If I was you guys I’d definitely consider adding some events that come with the JS API Supabase Javascript Client - Listen to auth events to the actions of signup, so we can do something like, await it, or listen to the user change, because as of now, it is just random wheel of luck, whether the user changes soon enough to redirect him
Are you redirecting to a page that requires authentication?
I’m redirecting to a page where I have a redirect set that if the user is not authorized, then it puts him back on /login.
The issue is with how the auth process works. When your user lands on that page, they are not yet considered authenticated on your app. They return with a code that must be exchanged for the auth credentials and once the code exchange is complete and the app receives a response with the user object, then you are authenticated.
You could redirect based on the absence of the parameter code
in your current url. That would be the more appropriate thing here I’d think.
Could you explain more the code part please?
Sure, let’s break this down in a simple way:
Imagine you have a locker in school that has all your books and assignments. The locker is locked and only you have the key. Your best friend asks to borrow your math textbook because they forgot theirs at home. Instead of giving them the key to your locker (which would also give them access to all your other stuff, like your history notes, science lab reports, etc.), you want a safer way to let them borrow your book.
This is where OAuth (Open Authorization) comes in - it’s like a special system in the school that lets your friend access just the math textbook, and not everything in your locker. Here’s how it works, step by step:
- Authorization Request: Your friend goes to the school office (which is like the server of the app you’re using), and says “Hey, I have permission from my friend to get their math textbook.”
- Redirect: The office doesn’t just trust your friend’s word, so they give your friend a slip and ask them to get your signature on it, to confirm you really want to share your math textbook. This is like the app redirecting you to the sign-in page of the service you want to use.
- Authorization Grant: Your friend finds you, you sign the slip (like you signing in on the page), and then they take this signed slip back to the office. The signature on the slip is like the code that’s in the URL I mentioned. Although it’s hard to see because the weweb plugin sanitizes the URL on redirect, when you come back to your app from the google signin page the URL looks more like this
https://www.yourapp.com/redirect_page?code=23lij3jkbn23b4
- Access Token Request: The office sees your signature, and believes that your friend really has your permission. They give your friend a locker pass that can only open the part of your locker with the math textbook (but not the rest of your locker). This is like the app exchanging the code in the URL for an access token. The weweb plugin grabs the code from the URL, removes that portion of the URL, then calls out to google which returns an access token that contains information relevant to the user.
- Access Token Response: Your friend receives the locker pass (the access token).
- Protected Resource Access: Now your friend can use this locker pass to access your math textbook. They go to your locker, use the pass, and voila - they can borrow your math textbook without having access to anything else in your locker.
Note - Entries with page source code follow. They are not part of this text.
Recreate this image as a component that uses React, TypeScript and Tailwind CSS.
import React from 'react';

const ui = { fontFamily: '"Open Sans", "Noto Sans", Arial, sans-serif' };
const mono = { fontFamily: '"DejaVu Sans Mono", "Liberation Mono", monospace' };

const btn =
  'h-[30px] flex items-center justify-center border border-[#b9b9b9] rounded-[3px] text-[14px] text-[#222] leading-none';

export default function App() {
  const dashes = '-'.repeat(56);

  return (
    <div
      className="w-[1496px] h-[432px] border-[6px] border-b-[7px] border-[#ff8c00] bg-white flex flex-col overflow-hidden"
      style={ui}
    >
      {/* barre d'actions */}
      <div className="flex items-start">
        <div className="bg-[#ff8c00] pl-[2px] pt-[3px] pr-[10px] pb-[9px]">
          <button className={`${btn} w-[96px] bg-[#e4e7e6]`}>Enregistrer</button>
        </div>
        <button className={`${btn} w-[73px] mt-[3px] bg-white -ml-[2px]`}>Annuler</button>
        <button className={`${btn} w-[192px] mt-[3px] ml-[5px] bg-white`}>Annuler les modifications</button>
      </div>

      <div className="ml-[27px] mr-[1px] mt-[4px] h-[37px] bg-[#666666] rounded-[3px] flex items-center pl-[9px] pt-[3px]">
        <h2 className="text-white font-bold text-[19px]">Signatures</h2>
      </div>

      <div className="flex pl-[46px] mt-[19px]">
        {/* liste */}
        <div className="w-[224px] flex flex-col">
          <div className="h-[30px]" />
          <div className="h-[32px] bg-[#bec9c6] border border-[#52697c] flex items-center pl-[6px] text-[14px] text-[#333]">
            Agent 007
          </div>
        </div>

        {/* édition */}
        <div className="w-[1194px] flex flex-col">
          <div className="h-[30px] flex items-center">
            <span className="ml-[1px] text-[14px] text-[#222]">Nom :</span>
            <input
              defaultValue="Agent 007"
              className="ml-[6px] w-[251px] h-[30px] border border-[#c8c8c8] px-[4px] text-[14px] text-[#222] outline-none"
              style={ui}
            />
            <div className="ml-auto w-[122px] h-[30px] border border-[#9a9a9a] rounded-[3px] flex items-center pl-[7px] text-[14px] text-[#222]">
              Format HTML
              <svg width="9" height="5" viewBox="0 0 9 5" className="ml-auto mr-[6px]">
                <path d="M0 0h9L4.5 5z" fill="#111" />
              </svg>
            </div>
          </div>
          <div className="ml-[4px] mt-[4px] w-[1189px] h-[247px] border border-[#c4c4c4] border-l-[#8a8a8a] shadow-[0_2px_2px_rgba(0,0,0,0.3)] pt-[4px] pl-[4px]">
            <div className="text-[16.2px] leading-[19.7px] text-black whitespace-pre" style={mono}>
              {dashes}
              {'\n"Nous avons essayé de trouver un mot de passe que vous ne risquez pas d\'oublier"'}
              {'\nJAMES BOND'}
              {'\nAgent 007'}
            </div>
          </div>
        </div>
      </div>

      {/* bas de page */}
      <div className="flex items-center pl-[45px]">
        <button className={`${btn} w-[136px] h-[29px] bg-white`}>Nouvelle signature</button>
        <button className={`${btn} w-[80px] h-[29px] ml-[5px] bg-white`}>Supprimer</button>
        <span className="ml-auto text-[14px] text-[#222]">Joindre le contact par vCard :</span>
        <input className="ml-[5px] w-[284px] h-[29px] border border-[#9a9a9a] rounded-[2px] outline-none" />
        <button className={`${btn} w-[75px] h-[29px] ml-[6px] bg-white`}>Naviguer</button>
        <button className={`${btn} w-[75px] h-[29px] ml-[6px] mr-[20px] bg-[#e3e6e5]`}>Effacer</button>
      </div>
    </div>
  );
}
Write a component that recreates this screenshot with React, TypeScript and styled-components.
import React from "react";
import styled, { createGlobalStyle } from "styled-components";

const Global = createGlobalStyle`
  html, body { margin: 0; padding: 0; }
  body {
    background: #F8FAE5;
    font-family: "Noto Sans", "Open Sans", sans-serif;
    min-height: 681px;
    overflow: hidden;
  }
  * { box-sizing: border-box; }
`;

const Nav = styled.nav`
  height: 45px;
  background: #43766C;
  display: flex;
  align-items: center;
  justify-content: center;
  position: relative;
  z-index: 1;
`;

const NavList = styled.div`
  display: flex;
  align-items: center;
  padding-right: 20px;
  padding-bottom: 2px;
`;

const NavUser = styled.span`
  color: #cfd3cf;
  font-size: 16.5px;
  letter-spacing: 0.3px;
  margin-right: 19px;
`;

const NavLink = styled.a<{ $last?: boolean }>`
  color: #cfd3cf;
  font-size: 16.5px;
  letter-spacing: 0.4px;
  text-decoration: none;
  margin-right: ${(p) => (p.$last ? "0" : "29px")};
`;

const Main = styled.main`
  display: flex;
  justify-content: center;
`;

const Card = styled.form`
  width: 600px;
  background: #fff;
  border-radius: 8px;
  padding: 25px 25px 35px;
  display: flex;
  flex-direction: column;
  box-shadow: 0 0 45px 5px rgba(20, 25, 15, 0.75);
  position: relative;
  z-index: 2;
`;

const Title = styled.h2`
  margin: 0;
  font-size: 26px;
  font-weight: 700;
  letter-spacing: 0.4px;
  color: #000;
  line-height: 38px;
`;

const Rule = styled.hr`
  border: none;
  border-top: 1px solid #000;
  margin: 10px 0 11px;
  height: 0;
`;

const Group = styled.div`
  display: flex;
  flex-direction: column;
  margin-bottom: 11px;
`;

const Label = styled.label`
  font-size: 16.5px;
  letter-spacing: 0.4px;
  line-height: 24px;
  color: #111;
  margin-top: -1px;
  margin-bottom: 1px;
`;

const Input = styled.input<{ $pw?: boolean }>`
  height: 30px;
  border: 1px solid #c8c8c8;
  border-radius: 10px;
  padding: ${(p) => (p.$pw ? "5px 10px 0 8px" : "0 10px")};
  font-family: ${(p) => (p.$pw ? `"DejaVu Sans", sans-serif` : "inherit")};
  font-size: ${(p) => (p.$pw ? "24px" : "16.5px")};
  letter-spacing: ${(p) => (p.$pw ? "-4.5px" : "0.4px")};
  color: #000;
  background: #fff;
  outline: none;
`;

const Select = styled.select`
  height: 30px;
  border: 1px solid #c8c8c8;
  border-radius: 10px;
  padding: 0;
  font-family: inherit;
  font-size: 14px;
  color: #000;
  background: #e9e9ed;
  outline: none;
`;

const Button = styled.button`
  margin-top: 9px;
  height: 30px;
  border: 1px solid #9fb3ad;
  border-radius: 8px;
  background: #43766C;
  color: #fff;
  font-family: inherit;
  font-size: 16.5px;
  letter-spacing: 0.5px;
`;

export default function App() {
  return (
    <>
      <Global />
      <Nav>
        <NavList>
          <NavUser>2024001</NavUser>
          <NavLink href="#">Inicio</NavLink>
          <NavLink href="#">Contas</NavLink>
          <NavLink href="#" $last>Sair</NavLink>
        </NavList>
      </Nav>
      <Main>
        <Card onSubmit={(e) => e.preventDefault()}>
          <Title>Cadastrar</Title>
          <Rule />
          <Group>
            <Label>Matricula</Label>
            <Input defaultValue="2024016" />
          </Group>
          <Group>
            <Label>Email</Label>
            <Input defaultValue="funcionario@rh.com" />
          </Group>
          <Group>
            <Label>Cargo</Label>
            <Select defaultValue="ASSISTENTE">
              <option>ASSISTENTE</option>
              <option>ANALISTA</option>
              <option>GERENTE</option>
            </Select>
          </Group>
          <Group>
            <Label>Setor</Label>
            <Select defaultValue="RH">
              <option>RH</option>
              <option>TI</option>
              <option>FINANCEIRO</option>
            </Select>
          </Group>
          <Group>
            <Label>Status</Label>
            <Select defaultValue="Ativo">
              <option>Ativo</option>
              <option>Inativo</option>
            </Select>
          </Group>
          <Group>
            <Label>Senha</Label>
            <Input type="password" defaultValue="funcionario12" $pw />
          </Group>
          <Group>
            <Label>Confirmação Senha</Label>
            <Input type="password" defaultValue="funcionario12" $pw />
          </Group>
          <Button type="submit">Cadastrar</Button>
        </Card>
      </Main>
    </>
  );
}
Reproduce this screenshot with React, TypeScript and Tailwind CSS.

In terms of OAuth, this is like the app using the token to access data from the service. Only after the access token is obtained can the user be considered authenticated.
And that’s the OAuth dance! It’s all about making sure that even when you let other apps borrow something from your locker (or access your data), you still have control over exactly what they can get, and they can’t get anything else.
So what’s likely happening in your app is that the weweb app recognizes you are not authenticated just before it is able to call out to google and get the auth token. it likely checks that value before it does anything on that page. You should be redirecting to a redirect_page that is not protected/only for authenticated users because when they hit that page, they are not at first logged in from the apps perspective.